DATA FOR THIS TASK:
## BEGIN

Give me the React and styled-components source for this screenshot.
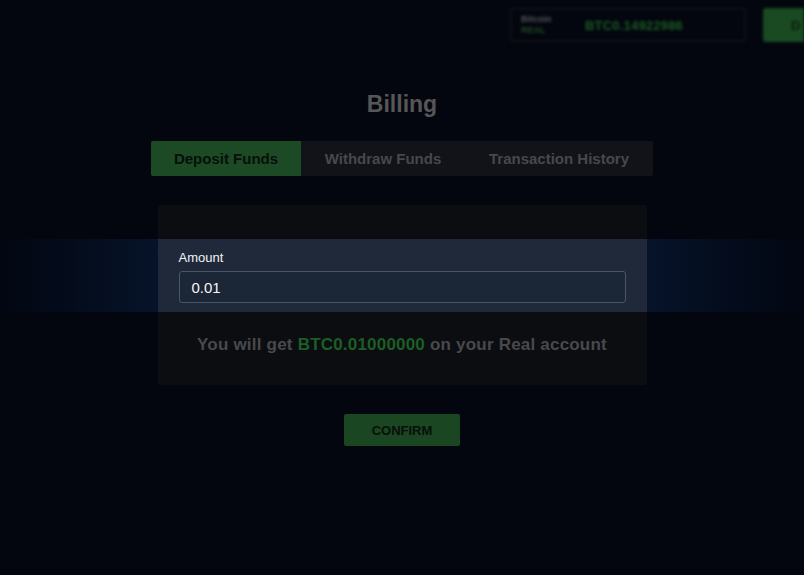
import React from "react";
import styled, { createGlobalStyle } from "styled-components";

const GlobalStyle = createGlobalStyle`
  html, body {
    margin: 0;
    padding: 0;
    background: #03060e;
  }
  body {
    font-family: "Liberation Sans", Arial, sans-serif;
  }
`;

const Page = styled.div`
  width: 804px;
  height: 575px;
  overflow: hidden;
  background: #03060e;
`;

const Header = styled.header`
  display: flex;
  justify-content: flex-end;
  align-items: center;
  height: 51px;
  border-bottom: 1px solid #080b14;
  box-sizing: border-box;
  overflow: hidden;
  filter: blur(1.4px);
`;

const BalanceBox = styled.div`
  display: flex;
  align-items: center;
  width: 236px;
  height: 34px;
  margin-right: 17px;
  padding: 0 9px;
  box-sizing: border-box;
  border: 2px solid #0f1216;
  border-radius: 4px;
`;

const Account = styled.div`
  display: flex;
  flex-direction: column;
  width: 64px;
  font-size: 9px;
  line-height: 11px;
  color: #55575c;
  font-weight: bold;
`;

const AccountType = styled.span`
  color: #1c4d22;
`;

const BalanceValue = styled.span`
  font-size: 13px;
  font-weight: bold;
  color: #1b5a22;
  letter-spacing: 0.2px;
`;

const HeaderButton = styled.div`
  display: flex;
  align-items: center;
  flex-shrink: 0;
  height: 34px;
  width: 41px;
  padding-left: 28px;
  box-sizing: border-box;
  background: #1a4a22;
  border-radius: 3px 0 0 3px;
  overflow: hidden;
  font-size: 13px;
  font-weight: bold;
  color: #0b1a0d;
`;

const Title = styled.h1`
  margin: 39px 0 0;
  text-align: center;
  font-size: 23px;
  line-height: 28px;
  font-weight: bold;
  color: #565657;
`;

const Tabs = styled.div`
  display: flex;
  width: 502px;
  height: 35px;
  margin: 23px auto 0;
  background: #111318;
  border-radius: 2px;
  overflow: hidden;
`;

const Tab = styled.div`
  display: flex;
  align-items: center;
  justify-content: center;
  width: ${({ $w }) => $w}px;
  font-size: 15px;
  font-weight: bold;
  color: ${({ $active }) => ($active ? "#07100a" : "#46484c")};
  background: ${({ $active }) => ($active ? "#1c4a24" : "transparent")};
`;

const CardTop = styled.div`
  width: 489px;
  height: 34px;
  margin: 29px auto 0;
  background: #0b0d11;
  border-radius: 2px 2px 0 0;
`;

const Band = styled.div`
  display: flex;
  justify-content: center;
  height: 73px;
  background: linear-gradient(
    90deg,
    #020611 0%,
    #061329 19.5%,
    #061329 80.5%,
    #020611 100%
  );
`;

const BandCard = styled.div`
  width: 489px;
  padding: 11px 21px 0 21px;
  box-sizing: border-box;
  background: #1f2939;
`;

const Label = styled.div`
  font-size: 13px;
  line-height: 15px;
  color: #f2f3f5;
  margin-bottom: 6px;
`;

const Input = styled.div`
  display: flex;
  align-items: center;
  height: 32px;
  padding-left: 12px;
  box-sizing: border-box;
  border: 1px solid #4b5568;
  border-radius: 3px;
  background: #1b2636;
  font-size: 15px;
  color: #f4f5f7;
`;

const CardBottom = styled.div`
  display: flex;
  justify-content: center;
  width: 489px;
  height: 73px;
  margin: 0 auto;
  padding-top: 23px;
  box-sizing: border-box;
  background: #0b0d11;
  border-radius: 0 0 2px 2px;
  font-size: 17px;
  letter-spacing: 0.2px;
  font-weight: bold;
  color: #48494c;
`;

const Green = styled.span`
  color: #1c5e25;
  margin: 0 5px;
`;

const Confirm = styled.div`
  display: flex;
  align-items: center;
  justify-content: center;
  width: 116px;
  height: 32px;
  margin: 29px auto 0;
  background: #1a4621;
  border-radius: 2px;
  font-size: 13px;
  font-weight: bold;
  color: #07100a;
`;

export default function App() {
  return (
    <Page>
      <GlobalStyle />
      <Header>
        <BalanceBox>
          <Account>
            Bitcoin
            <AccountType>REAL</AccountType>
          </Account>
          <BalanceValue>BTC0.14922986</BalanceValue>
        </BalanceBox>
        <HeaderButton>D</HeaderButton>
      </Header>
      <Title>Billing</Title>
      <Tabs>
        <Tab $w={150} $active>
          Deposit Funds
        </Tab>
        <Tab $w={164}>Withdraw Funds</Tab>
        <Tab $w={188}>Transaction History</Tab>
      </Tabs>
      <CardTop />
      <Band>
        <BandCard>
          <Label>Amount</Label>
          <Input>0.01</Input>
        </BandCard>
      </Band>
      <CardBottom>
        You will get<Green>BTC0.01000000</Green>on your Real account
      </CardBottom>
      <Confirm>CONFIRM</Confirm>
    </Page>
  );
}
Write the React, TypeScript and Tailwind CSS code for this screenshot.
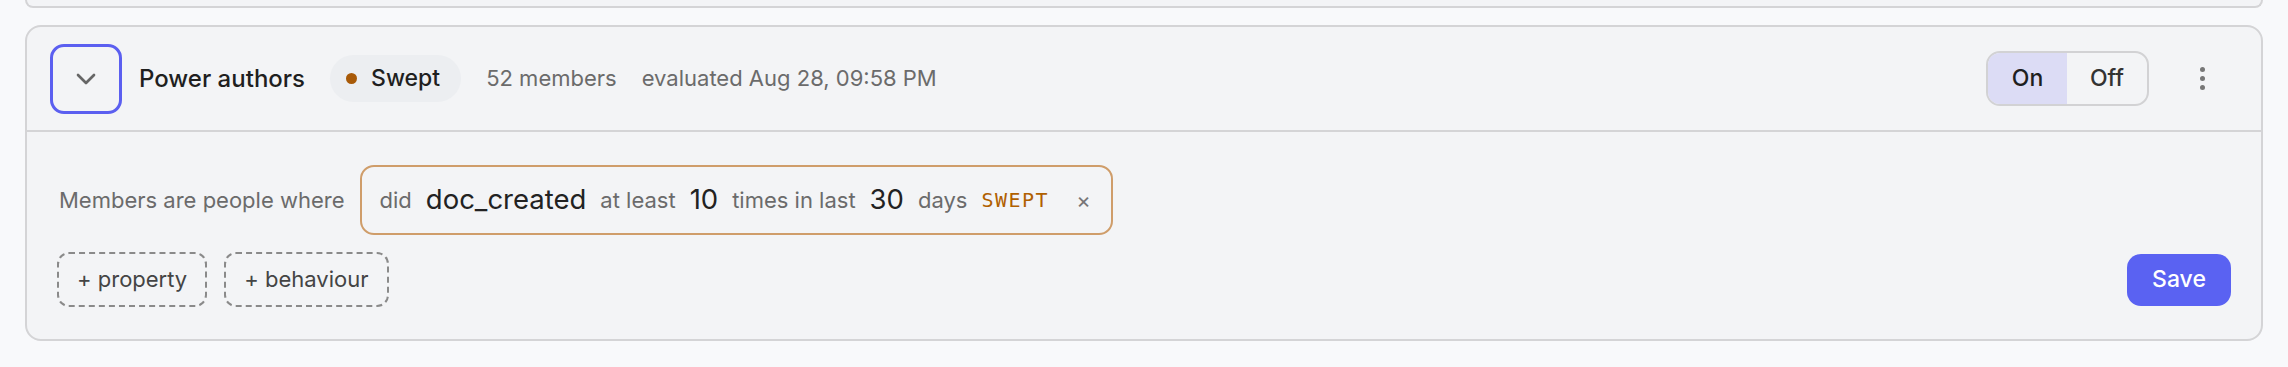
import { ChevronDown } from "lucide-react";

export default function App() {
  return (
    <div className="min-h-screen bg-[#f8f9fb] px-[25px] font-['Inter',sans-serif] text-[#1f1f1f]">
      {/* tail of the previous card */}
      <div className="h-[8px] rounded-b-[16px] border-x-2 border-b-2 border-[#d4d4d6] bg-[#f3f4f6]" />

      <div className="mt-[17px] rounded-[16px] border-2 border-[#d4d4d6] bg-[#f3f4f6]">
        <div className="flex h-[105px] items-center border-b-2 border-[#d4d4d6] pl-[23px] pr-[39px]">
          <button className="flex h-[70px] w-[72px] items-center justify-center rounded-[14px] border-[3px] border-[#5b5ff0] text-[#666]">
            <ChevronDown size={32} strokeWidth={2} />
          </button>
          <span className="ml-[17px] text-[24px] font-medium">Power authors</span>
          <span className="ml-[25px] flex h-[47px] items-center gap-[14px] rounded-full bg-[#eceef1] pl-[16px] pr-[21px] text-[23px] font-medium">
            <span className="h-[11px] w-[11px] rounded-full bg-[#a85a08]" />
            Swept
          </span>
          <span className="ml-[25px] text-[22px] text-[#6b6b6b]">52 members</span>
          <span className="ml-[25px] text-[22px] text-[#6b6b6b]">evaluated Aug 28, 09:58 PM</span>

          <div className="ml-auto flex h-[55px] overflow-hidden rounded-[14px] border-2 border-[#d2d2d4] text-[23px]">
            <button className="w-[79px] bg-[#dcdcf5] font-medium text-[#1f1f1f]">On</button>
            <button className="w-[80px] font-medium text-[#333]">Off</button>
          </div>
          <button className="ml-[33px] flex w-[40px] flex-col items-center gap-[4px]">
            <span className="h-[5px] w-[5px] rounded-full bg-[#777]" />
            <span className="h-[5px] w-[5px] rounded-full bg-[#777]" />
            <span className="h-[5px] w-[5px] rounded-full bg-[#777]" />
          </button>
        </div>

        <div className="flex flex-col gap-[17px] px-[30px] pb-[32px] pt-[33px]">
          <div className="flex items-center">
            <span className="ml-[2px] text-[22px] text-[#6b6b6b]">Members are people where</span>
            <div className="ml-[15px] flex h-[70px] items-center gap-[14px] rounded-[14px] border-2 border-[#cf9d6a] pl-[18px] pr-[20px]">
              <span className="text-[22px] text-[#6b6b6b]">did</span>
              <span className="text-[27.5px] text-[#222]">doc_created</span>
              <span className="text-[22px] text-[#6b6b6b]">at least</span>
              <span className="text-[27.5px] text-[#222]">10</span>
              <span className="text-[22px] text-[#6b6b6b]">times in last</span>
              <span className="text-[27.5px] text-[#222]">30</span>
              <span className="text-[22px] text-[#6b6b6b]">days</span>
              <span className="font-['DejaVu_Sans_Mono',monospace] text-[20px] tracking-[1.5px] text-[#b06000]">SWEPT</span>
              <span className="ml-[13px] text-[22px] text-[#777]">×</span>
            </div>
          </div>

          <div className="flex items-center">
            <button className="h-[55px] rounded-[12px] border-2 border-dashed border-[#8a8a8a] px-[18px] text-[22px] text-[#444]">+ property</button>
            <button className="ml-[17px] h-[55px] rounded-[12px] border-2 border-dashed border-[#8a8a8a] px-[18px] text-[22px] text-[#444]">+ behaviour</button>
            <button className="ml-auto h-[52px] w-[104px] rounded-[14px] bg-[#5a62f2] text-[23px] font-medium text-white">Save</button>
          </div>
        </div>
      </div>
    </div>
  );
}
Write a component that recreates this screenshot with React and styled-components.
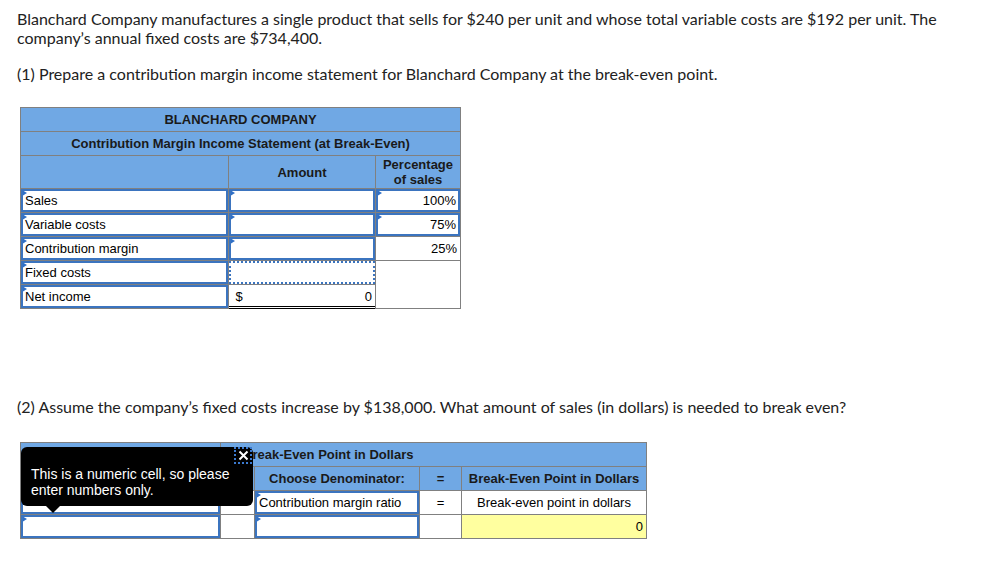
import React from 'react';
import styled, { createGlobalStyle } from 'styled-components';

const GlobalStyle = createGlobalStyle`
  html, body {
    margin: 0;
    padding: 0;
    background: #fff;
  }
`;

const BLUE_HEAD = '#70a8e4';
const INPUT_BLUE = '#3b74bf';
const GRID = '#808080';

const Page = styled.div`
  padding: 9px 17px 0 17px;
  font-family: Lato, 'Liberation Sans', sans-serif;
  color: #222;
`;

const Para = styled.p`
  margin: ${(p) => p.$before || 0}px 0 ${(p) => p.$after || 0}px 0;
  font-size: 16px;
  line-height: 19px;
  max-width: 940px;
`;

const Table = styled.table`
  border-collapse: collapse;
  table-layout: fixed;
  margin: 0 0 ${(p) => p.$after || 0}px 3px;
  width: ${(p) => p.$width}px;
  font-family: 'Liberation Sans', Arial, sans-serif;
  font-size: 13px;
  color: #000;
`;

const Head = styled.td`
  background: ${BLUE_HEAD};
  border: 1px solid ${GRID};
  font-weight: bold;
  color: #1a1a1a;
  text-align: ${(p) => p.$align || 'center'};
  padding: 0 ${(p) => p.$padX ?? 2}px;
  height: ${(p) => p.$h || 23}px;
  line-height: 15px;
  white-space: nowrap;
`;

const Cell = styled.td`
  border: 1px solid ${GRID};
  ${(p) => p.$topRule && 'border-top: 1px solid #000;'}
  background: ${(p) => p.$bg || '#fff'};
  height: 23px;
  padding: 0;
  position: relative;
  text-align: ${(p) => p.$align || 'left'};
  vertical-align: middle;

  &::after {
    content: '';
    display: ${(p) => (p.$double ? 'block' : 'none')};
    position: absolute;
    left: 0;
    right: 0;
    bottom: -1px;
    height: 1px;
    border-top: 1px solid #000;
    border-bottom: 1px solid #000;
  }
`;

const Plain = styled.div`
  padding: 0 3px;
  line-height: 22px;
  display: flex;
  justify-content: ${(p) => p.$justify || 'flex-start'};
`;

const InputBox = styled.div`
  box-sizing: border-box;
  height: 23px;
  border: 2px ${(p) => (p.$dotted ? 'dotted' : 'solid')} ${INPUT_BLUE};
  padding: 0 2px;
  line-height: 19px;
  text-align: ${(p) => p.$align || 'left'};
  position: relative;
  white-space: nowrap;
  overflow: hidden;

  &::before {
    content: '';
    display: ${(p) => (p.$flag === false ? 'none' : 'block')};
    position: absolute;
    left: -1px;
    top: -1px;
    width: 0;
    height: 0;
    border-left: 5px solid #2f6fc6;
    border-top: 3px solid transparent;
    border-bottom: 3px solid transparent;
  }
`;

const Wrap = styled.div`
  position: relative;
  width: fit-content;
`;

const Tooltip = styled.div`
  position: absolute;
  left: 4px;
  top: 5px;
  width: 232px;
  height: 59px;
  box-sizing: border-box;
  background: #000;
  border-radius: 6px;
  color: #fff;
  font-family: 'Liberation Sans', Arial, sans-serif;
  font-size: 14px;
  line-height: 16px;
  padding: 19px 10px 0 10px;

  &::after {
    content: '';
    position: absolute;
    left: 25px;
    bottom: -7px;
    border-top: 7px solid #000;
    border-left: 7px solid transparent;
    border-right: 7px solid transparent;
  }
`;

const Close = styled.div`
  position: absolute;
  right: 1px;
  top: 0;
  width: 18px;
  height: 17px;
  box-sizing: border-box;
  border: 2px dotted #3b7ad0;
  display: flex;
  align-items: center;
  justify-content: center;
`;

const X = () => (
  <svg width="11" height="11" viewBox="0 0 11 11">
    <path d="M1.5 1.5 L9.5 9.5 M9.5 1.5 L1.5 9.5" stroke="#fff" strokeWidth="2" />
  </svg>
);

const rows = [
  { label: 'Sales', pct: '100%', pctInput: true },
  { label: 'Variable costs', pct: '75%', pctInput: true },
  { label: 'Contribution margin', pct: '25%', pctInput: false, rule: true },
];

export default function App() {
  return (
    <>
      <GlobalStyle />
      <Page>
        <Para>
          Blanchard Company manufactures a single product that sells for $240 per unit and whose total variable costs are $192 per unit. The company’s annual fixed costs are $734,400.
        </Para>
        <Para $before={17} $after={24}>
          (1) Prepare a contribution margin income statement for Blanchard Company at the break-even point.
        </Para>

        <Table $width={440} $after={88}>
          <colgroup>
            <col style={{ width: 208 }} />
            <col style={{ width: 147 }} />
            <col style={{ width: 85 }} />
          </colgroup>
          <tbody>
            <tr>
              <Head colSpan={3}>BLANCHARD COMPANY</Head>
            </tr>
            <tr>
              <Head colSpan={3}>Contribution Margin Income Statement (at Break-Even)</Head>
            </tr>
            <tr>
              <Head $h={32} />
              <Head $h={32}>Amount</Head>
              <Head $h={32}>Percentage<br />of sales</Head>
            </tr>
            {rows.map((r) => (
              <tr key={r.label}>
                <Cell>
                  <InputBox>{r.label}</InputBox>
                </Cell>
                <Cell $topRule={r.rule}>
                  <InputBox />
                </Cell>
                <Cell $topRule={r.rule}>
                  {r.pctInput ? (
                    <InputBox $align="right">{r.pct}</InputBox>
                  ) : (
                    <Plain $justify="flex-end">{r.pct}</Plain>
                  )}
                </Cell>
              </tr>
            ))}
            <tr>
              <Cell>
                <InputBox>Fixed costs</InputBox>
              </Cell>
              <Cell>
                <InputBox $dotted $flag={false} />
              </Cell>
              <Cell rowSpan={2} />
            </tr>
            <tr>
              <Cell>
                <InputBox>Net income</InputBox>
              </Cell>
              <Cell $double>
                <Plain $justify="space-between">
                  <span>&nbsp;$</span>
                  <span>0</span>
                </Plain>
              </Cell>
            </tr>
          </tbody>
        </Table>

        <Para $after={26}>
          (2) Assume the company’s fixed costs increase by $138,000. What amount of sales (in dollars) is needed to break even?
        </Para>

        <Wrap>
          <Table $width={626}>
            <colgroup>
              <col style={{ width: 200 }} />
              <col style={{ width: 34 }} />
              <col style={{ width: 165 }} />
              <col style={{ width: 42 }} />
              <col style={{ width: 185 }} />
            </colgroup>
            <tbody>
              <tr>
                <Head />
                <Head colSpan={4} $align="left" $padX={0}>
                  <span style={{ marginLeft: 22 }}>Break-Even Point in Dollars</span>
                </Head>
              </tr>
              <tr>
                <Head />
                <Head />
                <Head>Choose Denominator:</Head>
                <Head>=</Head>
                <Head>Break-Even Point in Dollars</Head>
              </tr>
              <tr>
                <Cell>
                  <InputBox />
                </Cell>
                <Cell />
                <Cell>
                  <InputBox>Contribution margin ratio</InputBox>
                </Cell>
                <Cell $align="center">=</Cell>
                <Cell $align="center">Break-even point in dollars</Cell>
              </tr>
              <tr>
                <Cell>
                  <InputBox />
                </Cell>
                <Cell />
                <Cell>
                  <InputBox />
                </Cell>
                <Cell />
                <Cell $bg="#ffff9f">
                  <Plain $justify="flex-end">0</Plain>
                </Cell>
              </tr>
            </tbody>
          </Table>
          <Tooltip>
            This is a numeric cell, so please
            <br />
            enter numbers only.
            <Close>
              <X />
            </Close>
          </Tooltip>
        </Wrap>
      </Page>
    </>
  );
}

## END

WORK TO BE COMPLETED:
Show the lines of the records that include the string "components".

SOLVED EXERCISE:
Give me the React and styled-components source for this screenshot.
import styled, { createGlobalStyle } from "styled-components";
Write a component that recreates this screenshot with React and styled-components.
import styled, { createGlobalStyle } from 'styled-components';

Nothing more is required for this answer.